A catch 150 having dogs 155 is also disposed on the sleeve 120. This catch 150 has the shape of a sleeve and has windows for the dogs 155. As the fluid pressure moves the sliding sleeve 120, the catch 150 remains in position relative to the housing 110 due to the bias of another spring 126. Eventually, the sliding sleeve 120 moves a certain distance so that the dogs 155 in the catch 150 engage a shoulder of the first slot 125 a in the sliding sleeve 120, as shown in FIG. 11.
Continued pressure at the open control lines 103 a moves the sleeve 120 further in the housing 110. The catch 150 engaged by dogs 155 in the first groove 125 a also moves upward as shown in FIG. 12. Once the catch 150 reaches its topmost stroke, it engages an internal shoulder 138 in the housing portion 110 c. This prevents further movement upward of the sliding sleeve 120.
At this point, the sliding sleeve 120 has opened to its first position (i.e., 1% open) to expose the first ports (174 a) on the ported sleeve (170) (See FIG. 9). To be able to open further, the mechanism is reset. To do this, fluid pressure at the open control line 103 a is released. The trigger 150 is now freed from upward pressure, and the spring 124 biases the trigger or unlocking sleeve 140 downward (i.e., to the right in FIG. 12). The end of the unlocking sleeve 140 engages the dogs 155, freeing them from the slot 125 a as shown in FIG. 13.

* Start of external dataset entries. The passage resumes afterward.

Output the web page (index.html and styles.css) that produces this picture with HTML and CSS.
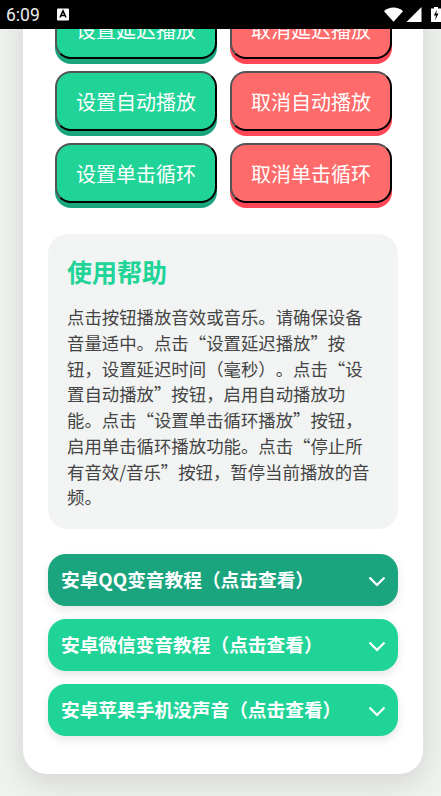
FILE: index.html
```html
<!DOCTYPE html>
<html lang="zh-CN">
<head>
    <meta charset="UTF-8">
    <meta name="viewport" content="width=device-width, initial-scale=1.0">
    <title>音效播放</title>
    <link rel="stylesheet" href="styles.css">
</head>
<body>
    <div class="status-bar">
        <span class="time">6:09</span>
        <svg class="icon-a" viewBox="0 0 12 12"><rect width="12" height="12" rx="1" fill="#fff"/><path d="M3 9 L6 2.5 L9 9 M4.2 7 H7.8" fill="none" stroke="#000" stroke-width="1.6"/></svg>
        <span class="status-right">
            <svg class="icon-wifi" viewBox="0 0 20 15"><path d="M0 4 C5 -1 15 -1 20 4 L10 15 Z" fill="#fff"/></svg>
            <svg class="icon-signal" viewBox="0 0 15 15"><path d="M15 0 V15 H0 Z" fill="#fff"/></svg>
            <svg class="icon-battery" viewBox="0 0 10 15"><path d="M3 0 H7 V1.500 H10 V15 H0 V1.500 H3 Z" fill="#fff"/><path d="M6 2.500 L2.800 8.500 H5 L4 13.500 L7.500 6.500 H5.200 Z" fill="#000"/></svg>
        </span>
    </div>

    <div class="card">
        <div class="btn-grid">
            <button class="btn btn-set">设置延迟播放</button>
            <button class="btn btn-cancel">取消延迟播放</button>
            <button class="btn btn-set">设置自动播放</button>
            <button class="btn btn-cancel">取消自动播放</button>
            <button class="btn btn-set">设置单击循环</button>
            <button class="btn btn-cancel">取消单击循环</button>
        </div>

        <div class="help">
            <h2>使用帮助</h2>
            <p>点击按钮播放音效或音乐。请确保设备音量适中。点击“设置延迟播放”按钮，设置延迟时间（毫秒）。点击“设置自动播放”按钮，启用自动播放功能。点击“设置单击循环播放”按钮，启用单击循环播放功能。点击“停止所有音效/音乐”按钮，暂停当前播放的音频。</p>
        </div>

        <div class="tutorials">
            <div class="tutorial active">
                <span class="tutorial-title">安卓QQ变音教程（点击查看）</span>
                <svg class="chevron" viewBox="0 0 18 11"><path d="M1.500 1.500 L9 9 L16.500 1.500"/></svg>
            </div>
            <div class="tutorial">
                <span class="tutorial-title">安卓微信变音教程（点击查看）</span>
                <svg class="chevron" viewBox="0 0 18 11"><path d="M1.500 1.500 L9 9 L16.500 1.500"/></svg>
            </div>
            <div class="tutorial">
                <span class="tutorial-title">安卓苹果手机没声音（点击查看）</span>
                <svg class="chevron" viewBox="0 0 18 11"><path d="M1.500 1.500 L9 9 L16.500 1.500"/></svg>
            </div>
        </div>
    </div>
</body>
</html>
```

FILE: styles.css
```css
* {
    box-sizing: border-box;
}

html, body {
    height: 796px;
    overflow: hidden;
}

body {
    margin: 0;
    padding: 0 18px 22px 23px;
    font-family: "Noto Sans CJK SC", "Noto Sans", sans-serif;
    text-spacing-trim: space-all;
    background-color: #f0f2ef;
    display: flex;
    flex-direction: column;
    justify-content: flex-end;
}

/* sits over the scrolled page */
.status-bar {
    position: absolute;
    top: 0;
    left: 0;
    width: 441px;
    height: 29px;
    background-color: #000;
    color: #eee;
    display: flex;
    align-items: center;
    padding-left: 6px;
    overflow: hidden;
    z-index: 2;
}

.time {
    font-family: Roboto, sans-serif;
    font-size: 17.5px;
    width: 51px;
}

.icon-a {
    width: 12px;
    height: 13px;
}

.status-right {
    position: absolute;
    left: 384px;
    top: 7px;
    display: flex;
    align-items: flex-start;
}

.icon-wifi {
    width: 19px;
    height: 15px;
    margin-right: 3px;
}

.icon-signal {
    width: 16px;
    height: 15px;
    margin-right: 9px;
}

.icon-battery {
    width: 10px;
    height: 15px;
    flex: none;
}

.card {
    width: 400px;
    flex: none;
    background-color: #fff;
    border-radius: 0 0 24px 24px;
    padding: 0 25px 38px;
    box-shadow: 0 8px 30px rgba(0, 0, 0, 0.13);
}

.btn-grid {
    display: grid;
    grid-template-columns: 162px 162px;
    column-gap: 13px;
    row-gap: 12px;
    padding: 0 7px;
    margin-bottom: 31px;
}

.btn {
    height: 60px;
    border-radius: 16px;
    border: 2px outset #000;
    color: #fff;
    font-family: inherit;
    font-size: 20px;
    padding: 0;
}

.btn-set {
    background-color: #20d497;
    box-shadow: 0 5px 0 #1ba57f;
}

.btn-cancel {
    background-color: #ff6b6b;
    box-shadow: 0 5px 0 #ff4757;
}

.help {
    background-color: #f2f4f3;
    border-radius: 20px;
    padding: 18px 22px 19px 19px;
    margin-bottom: 25px;
}

.help h2 {
    margin: 0 0 14px;
    color: #20d497;
    font-size: 25px;
    line-height: 38px;
    font-weight: 700;
}

.help p {
    margin: 0;
    color: #444;
    font-size: 17.4px;
    line-height: 25.7px;
}

.tutorials {
    display: flex;
    flex-direction: column;
    gap: 13px;
}

.tutorial {
    height: 52px;
    border-radius: 18px;
    background-color: #20d497;
    color: #fff;
    font-size: 18.7px;
    font-weight: 700;
    display: flex;
    align-items: center;
    justify-content: space-between;
    padding: 0 12px 0 13px;
    box-shadow: 0 4px 10px rgba(0, 0, 0, 0.1);
}

.tutorial.active {
    background-color: #1ba57f;
}

.tutorial-title {
    padding-bottom: 3px;
}

.chevron {
    width: 18px;
    height: 11px;
    margin-top: 2px;
    fill: none;
    stroke: #fff;
    stroke-width: 2.2;
}
```
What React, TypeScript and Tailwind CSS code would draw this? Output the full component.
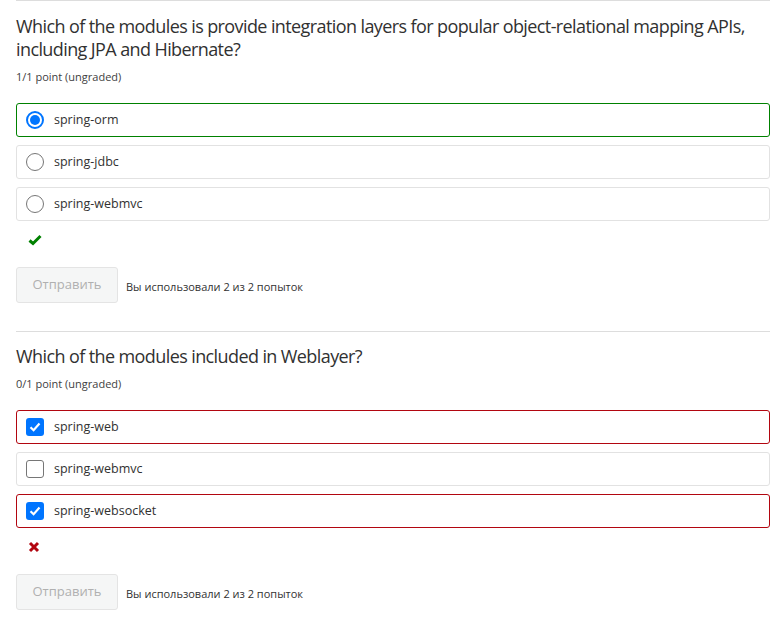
import React from 'react';

type Opt = { label: string; checked: boolean; state?: 'ok' | 'bad' };

const Radio = ({ checked }: { checked: boolean }) =>
  checked ? (
    <span className="w-[18px] h-[18px] rounded-full border-2 border-[#0075ff] flex items-center justify-center shrink-0">
      <span className="w-[10px] h-[10px] rounded-full bg-[#0075ff]" />
    </span>
  ) : (
    <span className="w-[18px] h-[18px] rounded-full border border-[#767676] shrink-0" />
  );

const Check = ({ checked }: { checked: boolean }) =>
  checked ? (
    <span className="w-[18px] h-[18px] rounded-[3px] bg-[#0075ff] flex items-center justify-center shrink-0">
      <svg width="14" height="14" viewBox="0 0 14 14">
        <path d="M2.5 7.2 L5.6 10.2 L11.5 3.6" fill="none" stroke="white" strokeWidth="2.2" />
      </svg>
    </span>
  ) : (
    <span className="w-[18px] h-[18px] rounded-[3px] border border-[#767676] shrink-0" />
  );

const Question = ({
  title,
  score,
  options,
  multi,
  correct,
  top,
}: {
  title: string;
  score: string;
  options: Opt[];
  multi?: boolean;
  correct: boolean;
  top: string;
}) => (
  <div className={top}>
    <h3 className="text-[18px] leading-[23px] tracking-[-0.6px] text-[#313131]">{title}</h3>
    <div className="text-[11px] text-[#414141] mt-[8px] leading-[16px]">{score}</div>
    <div className="mt-[18px] flex flex-col gap-[8px]">
      {options.map((o) => (
        <div
          key={o.label}
          className={`h-[34px] rounded-[3px] border flex items-center gap-[10px] pl-[9px] text-[12.5px] text-[#313131] ${
            o.state === 'ok'
              ? 'border-[#008100]'
              : o.state === 'bad'
              ? 'border-[#b20610]'
              : 'border-[#e2e2e2]'
          }`}
        >
          {multi ? <Check checked={o.checked} /> : <Radio checked={o.checked} />}
          <span>{o.label}</span>
        </div>
      ))}
    </div>
    <div className="h-[38px] flex items-center pl-[12px]">
      {correct ? (
        <svg width="14" height="12" viewBox="0 0 14 12">
          <path d="M1.5 6.5 L5 9.5 L12.5 2" fill="none" stroke="#008100" strokeWidth="3" />
        </svg>
      ) : (
        <svg width="12" height="12" viewBox="0 0 12 12">
          <path d="M2 2 L10 10 M10 2 L2 10" fill="none" stroke="#b20610" strokeWidth="3" />
        </svg>
      )}
    </div>
    <div className="flex items-center gap-[8px] mt-[8px]">
      <button className="w-[102px] h-[36px] rounded-[3px] border border-[#e4e4e4] bg-[#f5f6f6] text-[13px] text-[#b0b0b0]">
        Отправить
      </button>
      <span className="text-[11px] text-[#313131] mt-[5px]">Вы использовали 2 из 2 попыток</span>
    </div>
  </div>
);

export default function App() {
  return (
    <div className="w-[771px] h-[625px] bg-white overflow-hidden pl-[16px] pr-[1px] font-['Open_Sans',sans-serif]">
      <div className="border-t border-[#dddddd]">
        <Question
          top="pt-[14px]"
          title="Which of the modules is provide integration layers for popular object-relational mapping APIs, including JPA and Hibernate?"
          score="1/1 point (ungraded)"
          multi={false}
          correct
          options={[
            { label: 'spring-orm', checked: true, state: 'ok' },
            { label: 'spring-jdbc', checked: false },
            { label: 'spring-webmvc', checked: false },
          ]}
        />
      </div>
      <div className="border-t border-[#dddddd] mt-[28px]">
        <Question
          top="pt-[13px]"
          title="Which of the modules included in Weblayer?"
          score="0/1 point (ungraded)"
          multi
          correct={false}
          options={[
            { label: 'spring-web', checked: true, state: 'bad' },
            { label: 'spring-webmvc', checked: false },
            { label: 'spring-websocket', checked: true, state: 'bad' },
          ]}
        />
      </div>
    </div>
  );
}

Although fluid pressure at the open control line 130 a is released, the sliding sleeve 120 does not move back downward in the housing 110. As noted previously and as shown in FIG. 1A, a pair of C-rings 128 a-b help to hold the sliding sleeve 120 when positioned at varying stages along the ported sleeve 170. A larger C-ring 128 b engages a circumferential groove in the housing portion 110 d to hold the sliding sleeve 120 when in the closed position. The smaller C-ring 128 a engages in a series of smaller circumferential grooves 115 in the housing portion 110 d as the sliding sleeve 120 is moved in stages along the ported sleeve 170.
Returning to FIG. 13, the unlocking sleeve 140 engaging the dogs 155 and moved by the spring 124 frees the dogs 155 from the slot 125 a. This allows the catch 150 to reset. As shown in FIG. 14, the spring 126 pushes the freed catch 150 downward until the dogs 155 engage in the next circumferential slot 125 b on the sliding sleeve 120.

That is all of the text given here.